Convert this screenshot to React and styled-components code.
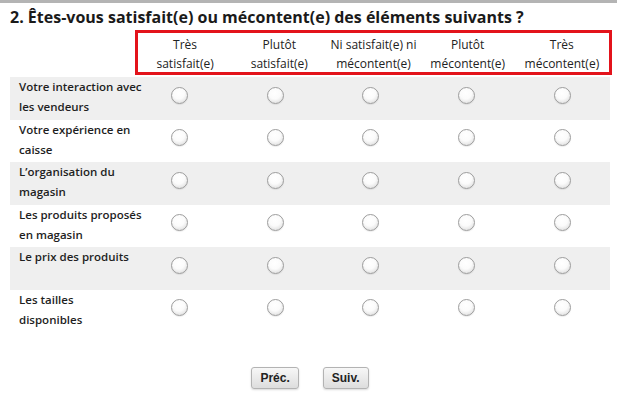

===============

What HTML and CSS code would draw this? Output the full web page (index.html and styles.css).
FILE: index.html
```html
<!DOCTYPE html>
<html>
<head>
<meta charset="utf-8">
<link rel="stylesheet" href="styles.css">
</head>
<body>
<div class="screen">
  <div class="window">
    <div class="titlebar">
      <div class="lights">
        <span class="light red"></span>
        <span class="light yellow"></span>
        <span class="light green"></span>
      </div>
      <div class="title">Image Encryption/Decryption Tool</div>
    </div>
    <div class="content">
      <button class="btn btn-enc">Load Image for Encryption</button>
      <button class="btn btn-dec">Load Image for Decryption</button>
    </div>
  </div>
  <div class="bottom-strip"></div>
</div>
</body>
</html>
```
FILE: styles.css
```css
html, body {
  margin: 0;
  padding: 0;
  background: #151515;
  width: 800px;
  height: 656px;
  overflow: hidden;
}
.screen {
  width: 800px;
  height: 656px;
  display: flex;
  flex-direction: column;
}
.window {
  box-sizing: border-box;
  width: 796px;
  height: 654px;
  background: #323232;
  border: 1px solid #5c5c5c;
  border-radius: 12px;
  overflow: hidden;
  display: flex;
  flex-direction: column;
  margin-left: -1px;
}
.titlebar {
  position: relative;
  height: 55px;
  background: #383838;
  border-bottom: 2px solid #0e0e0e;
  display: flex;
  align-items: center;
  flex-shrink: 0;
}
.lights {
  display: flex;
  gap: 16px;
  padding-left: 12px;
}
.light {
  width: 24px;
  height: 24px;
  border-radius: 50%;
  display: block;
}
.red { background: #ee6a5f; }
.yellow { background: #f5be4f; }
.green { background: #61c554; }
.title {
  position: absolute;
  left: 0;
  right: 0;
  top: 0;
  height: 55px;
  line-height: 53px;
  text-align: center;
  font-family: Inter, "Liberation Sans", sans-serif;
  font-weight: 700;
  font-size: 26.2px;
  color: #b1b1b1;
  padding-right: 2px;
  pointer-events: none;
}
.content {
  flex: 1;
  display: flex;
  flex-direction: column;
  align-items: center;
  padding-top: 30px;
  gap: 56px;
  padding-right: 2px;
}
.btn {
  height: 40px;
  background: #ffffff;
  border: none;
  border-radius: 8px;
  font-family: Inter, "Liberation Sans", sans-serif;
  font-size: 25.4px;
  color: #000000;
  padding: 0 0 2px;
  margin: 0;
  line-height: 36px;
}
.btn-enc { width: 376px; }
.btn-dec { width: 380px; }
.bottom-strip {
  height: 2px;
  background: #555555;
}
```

===============

● **STATED TASK**
Give the number of lines containing the word "code". No other answer is needed.

● **FINISHED ANSWER**
2